* The request
Report how many lines hold the word "that"; give nothing but the number.
+++ Input material +++
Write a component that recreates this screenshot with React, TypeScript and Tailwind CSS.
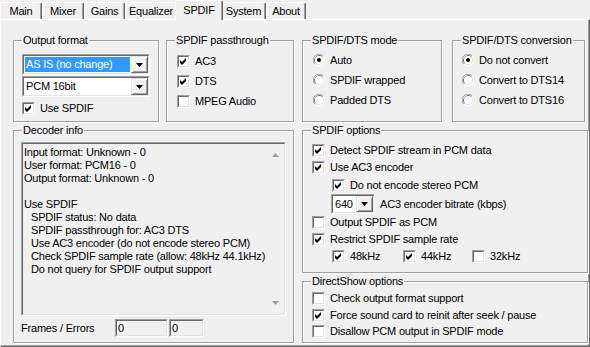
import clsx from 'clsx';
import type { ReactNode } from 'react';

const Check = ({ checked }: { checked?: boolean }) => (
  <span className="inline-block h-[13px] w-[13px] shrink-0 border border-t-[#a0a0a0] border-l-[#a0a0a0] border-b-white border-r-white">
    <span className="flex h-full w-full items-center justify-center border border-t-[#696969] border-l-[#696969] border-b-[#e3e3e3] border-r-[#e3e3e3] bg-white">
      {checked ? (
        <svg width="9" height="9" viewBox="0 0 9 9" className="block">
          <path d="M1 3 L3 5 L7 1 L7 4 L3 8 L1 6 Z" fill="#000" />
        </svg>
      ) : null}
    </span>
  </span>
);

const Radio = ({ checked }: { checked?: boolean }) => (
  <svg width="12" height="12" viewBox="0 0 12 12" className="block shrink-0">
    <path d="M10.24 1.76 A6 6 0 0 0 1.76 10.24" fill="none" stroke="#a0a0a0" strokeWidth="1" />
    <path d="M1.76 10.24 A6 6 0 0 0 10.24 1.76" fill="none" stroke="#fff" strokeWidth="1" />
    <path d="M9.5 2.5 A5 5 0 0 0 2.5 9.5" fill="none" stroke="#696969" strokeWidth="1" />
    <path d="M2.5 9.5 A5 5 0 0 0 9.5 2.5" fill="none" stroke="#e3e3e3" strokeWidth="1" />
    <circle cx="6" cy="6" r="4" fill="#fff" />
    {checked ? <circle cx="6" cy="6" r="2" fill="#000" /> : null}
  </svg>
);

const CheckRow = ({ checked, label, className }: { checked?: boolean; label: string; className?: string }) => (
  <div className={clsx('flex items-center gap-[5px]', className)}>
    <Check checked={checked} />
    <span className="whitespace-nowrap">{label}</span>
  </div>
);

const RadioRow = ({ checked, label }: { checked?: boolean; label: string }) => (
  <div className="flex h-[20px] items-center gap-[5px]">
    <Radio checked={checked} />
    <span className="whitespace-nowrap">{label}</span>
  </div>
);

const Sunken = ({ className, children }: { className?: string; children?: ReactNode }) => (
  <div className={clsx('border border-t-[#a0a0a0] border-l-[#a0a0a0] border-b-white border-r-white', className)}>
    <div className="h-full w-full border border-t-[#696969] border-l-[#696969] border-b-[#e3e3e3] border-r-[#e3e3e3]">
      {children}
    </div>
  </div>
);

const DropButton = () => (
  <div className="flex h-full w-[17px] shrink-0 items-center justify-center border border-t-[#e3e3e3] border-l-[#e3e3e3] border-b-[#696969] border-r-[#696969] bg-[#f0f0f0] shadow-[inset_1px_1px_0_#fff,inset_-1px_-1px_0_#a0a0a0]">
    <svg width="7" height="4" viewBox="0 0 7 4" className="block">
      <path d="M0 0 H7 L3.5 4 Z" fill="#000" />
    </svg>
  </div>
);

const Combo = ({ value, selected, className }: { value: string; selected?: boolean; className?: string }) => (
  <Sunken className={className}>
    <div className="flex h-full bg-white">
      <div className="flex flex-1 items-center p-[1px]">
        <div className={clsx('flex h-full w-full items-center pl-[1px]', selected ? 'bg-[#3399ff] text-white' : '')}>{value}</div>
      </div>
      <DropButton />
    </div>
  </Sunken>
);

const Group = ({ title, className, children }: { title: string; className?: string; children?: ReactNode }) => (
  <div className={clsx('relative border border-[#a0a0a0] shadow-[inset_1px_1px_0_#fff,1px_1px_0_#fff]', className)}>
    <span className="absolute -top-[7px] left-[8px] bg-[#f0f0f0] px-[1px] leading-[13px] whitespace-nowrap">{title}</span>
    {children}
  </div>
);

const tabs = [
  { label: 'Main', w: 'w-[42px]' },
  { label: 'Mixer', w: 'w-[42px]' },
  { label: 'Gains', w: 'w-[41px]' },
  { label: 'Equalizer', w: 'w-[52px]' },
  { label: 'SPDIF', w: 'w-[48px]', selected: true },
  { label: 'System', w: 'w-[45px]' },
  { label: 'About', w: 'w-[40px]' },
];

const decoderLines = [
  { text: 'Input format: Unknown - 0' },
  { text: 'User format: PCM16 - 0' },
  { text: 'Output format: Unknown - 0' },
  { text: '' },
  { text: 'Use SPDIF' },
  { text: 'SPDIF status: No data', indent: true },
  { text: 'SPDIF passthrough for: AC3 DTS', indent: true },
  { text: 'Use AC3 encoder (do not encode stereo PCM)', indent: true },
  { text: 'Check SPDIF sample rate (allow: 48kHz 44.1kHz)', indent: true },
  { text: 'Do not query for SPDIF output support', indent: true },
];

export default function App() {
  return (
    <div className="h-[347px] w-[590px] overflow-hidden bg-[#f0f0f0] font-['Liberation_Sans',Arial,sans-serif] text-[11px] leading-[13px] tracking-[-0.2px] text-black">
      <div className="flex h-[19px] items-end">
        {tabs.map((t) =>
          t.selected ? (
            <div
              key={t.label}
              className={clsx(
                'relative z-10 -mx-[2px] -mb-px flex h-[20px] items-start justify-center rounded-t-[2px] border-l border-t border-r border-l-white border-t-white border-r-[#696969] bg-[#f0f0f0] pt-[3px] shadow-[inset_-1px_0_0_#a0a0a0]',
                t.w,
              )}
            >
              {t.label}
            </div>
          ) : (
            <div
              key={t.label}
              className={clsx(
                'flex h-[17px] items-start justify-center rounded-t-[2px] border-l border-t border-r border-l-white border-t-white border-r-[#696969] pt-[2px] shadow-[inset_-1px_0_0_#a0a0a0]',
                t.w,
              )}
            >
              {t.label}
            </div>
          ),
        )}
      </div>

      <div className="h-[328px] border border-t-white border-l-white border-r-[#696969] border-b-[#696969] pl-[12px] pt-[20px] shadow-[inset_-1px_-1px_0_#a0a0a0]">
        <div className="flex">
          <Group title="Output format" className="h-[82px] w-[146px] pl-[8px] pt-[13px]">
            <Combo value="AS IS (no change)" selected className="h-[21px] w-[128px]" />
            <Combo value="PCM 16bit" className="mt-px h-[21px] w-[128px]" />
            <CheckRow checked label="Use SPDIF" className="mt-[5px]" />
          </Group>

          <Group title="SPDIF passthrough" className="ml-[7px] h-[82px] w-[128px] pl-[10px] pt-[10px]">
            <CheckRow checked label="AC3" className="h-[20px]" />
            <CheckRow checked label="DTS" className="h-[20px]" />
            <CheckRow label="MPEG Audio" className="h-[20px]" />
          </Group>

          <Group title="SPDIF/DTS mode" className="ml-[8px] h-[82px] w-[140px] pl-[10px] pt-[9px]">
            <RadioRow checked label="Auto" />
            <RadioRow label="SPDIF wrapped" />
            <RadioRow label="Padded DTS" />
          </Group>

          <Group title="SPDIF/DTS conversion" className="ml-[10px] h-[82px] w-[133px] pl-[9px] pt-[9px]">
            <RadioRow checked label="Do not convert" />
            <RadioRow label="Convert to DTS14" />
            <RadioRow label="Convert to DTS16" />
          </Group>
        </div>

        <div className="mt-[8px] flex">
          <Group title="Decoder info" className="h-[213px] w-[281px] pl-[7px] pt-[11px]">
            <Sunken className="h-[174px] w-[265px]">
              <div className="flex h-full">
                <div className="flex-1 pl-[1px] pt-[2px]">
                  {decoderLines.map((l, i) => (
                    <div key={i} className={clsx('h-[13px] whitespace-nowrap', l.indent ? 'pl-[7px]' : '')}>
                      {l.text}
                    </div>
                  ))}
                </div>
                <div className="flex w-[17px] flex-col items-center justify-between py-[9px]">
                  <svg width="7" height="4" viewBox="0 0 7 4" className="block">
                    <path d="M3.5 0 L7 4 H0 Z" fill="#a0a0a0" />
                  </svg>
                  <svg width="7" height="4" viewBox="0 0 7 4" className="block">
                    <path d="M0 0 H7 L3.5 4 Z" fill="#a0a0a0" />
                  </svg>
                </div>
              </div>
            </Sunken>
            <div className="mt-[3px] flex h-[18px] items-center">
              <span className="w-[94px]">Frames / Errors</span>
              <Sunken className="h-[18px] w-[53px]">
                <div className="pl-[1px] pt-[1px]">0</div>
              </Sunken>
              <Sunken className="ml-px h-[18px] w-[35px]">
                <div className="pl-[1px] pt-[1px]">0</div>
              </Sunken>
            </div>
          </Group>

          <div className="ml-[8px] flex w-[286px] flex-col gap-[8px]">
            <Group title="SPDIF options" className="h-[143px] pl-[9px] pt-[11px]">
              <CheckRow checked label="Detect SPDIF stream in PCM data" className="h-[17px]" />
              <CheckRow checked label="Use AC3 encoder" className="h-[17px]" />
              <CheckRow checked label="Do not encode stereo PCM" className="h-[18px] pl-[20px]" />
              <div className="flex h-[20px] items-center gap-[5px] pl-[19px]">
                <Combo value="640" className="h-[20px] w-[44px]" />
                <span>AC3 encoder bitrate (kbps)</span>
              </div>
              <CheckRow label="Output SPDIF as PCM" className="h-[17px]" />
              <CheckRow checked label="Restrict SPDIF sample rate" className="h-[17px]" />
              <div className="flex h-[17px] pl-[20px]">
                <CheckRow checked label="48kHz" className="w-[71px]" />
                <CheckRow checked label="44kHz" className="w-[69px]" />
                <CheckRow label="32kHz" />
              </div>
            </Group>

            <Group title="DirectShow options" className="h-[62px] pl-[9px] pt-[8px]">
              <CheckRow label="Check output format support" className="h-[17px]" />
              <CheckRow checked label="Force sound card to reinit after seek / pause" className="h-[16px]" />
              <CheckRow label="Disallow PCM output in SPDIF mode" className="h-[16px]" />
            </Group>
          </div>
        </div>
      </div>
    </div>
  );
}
+++
+++ Input material +++
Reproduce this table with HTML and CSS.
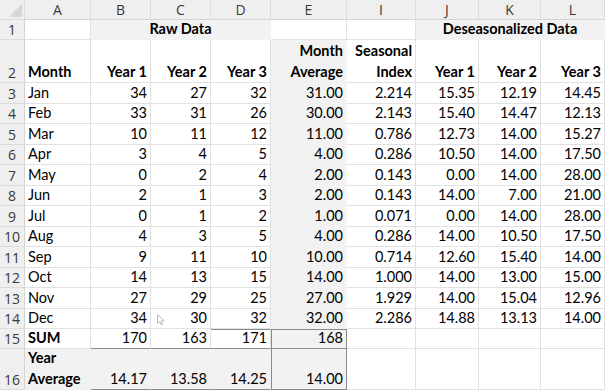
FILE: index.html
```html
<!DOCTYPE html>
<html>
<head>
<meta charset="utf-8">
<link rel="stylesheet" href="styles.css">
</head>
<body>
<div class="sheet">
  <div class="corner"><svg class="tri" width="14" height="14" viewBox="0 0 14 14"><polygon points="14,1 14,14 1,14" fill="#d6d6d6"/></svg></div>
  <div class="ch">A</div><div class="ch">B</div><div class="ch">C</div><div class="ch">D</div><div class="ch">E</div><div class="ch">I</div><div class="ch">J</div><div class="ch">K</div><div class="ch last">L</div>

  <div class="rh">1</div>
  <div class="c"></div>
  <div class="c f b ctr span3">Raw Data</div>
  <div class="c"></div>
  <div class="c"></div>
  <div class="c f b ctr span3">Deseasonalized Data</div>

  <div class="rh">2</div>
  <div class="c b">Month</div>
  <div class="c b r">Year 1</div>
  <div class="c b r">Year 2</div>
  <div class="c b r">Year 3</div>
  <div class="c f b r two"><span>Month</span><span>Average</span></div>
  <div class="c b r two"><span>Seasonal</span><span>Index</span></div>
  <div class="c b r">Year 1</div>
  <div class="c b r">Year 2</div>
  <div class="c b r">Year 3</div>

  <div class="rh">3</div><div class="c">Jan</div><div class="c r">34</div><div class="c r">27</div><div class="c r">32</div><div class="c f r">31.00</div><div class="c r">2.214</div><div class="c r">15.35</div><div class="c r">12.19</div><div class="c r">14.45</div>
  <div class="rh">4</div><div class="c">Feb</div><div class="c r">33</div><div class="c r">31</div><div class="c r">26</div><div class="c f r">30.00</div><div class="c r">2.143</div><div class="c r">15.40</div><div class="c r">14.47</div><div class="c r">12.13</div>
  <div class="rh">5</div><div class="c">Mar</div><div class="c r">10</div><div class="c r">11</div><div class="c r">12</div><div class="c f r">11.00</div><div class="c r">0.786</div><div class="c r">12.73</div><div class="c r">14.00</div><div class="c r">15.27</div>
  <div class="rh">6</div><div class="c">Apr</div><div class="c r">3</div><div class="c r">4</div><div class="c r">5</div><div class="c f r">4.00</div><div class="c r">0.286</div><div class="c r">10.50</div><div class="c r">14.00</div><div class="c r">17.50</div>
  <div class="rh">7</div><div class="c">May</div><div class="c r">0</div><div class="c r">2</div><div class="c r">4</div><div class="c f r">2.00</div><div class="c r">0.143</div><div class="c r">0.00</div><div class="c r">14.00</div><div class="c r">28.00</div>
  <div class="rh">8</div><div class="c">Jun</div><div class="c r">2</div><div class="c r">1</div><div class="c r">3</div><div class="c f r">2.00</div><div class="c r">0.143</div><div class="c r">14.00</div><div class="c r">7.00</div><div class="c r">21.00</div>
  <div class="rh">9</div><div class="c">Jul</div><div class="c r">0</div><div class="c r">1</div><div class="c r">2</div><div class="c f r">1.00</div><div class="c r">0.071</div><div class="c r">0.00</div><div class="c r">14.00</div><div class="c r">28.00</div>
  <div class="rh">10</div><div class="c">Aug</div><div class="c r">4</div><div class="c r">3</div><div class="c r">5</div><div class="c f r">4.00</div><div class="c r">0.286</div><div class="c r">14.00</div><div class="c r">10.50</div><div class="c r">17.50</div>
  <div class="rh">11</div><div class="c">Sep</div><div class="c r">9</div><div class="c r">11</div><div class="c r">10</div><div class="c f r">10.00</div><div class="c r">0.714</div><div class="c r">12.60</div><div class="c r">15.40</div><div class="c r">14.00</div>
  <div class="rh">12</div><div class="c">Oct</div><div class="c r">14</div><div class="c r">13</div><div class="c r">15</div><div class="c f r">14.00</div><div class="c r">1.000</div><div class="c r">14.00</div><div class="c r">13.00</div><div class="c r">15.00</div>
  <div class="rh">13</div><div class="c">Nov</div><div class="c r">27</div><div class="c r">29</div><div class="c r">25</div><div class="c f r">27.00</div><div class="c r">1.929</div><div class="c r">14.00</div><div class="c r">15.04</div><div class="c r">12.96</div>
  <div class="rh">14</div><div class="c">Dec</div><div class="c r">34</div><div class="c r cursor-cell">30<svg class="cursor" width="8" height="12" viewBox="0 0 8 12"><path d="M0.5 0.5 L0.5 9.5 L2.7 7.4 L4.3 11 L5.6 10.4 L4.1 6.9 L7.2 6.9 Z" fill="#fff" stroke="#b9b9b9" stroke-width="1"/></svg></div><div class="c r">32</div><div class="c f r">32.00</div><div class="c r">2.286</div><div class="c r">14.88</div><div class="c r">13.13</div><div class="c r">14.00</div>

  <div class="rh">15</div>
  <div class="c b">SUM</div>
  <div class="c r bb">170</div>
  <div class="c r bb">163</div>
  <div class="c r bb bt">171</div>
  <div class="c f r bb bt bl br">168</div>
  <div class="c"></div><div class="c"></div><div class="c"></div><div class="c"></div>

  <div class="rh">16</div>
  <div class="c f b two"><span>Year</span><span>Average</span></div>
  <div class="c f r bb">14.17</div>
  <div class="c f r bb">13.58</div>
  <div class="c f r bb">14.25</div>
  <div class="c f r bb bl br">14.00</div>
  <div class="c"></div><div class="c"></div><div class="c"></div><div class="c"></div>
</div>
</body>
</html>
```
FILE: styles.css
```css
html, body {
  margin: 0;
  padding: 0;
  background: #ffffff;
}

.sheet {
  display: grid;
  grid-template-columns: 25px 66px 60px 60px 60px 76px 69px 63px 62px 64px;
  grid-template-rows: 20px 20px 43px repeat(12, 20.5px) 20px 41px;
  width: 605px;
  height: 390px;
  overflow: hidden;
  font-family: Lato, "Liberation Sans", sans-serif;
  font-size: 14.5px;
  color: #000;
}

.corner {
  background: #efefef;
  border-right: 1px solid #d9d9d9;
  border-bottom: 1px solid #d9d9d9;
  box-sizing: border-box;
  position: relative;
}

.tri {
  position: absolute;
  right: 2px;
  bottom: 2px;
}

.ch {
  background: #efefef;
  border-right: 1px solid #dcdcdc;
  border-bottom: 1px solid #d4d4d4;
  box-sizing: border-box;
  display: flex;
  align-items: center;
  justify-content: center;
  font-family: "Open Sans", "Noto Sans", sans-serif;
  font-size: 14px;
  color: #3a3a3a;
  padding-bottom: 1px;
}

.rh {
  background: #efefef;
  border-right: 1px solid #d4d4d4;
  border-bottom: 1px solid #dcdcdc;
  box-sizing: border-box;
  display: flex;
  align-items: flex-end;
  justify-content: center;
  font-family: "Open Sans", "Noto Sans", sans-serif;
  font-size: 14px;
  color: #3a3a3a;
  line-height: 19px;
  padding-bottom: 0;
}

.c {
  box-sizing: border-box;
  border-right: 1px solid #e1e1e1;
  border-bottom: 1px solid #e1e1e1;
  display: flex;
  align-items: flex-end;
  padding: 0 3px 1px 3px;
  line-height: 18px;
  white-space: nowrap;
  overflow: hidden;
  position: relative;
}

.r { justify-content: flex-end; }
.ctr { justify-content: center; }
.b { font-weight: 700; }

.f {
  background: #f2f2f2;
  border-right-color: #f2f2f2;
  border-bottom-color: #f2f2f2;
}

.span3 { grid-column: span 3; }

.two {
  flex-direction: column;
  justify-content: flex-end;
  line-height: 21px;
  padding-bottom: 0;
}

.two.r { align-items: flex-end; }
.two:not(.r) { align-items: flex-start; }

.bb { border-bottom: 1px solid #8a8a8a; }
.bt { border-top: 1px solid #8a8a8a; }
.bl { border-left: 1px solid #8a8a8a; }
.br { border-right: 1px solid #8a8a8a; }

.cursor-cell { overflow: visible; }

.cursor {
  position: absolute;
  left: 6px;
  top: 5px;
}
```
+++
+++ Input material +++
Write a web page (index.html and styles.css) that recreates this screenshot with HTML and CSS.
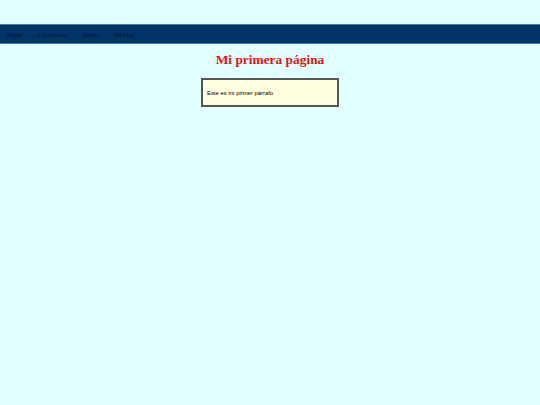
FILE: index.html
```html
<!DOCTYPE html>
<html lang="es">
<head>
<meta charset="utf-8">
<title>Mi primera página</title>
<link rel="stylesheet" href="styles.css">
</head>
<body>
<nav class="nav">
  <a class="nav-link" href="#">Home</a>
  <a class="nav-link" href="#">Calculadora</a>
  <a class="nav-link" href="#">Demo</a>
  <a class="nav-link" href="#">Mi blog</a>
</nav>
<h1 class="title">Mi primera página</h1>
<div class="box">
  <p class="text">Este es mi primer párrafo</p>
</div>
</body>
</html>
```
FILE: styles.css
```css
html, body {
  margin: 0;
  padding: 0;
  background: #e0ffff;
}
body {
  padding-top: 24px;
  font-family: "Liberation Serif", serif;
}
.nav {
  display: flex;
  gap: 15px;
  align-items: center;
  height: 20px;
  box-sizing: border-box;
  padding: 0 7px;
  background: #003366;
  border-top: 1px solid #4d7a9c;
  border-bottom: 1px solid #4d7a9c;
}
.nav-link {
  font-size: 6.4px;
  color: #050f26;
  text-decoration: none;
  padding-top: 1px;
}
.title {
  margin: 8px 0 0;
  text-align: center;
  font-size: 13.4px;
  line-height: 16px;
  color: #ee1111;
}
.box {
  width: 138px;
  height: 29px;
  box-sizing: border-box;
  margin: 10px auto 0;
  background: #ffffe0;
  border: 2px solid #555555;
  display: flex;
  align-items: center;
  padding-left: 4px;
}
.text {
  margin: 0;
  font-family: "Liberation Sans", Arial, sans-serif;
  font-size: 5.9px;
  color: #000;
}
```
+++
* Finished task
2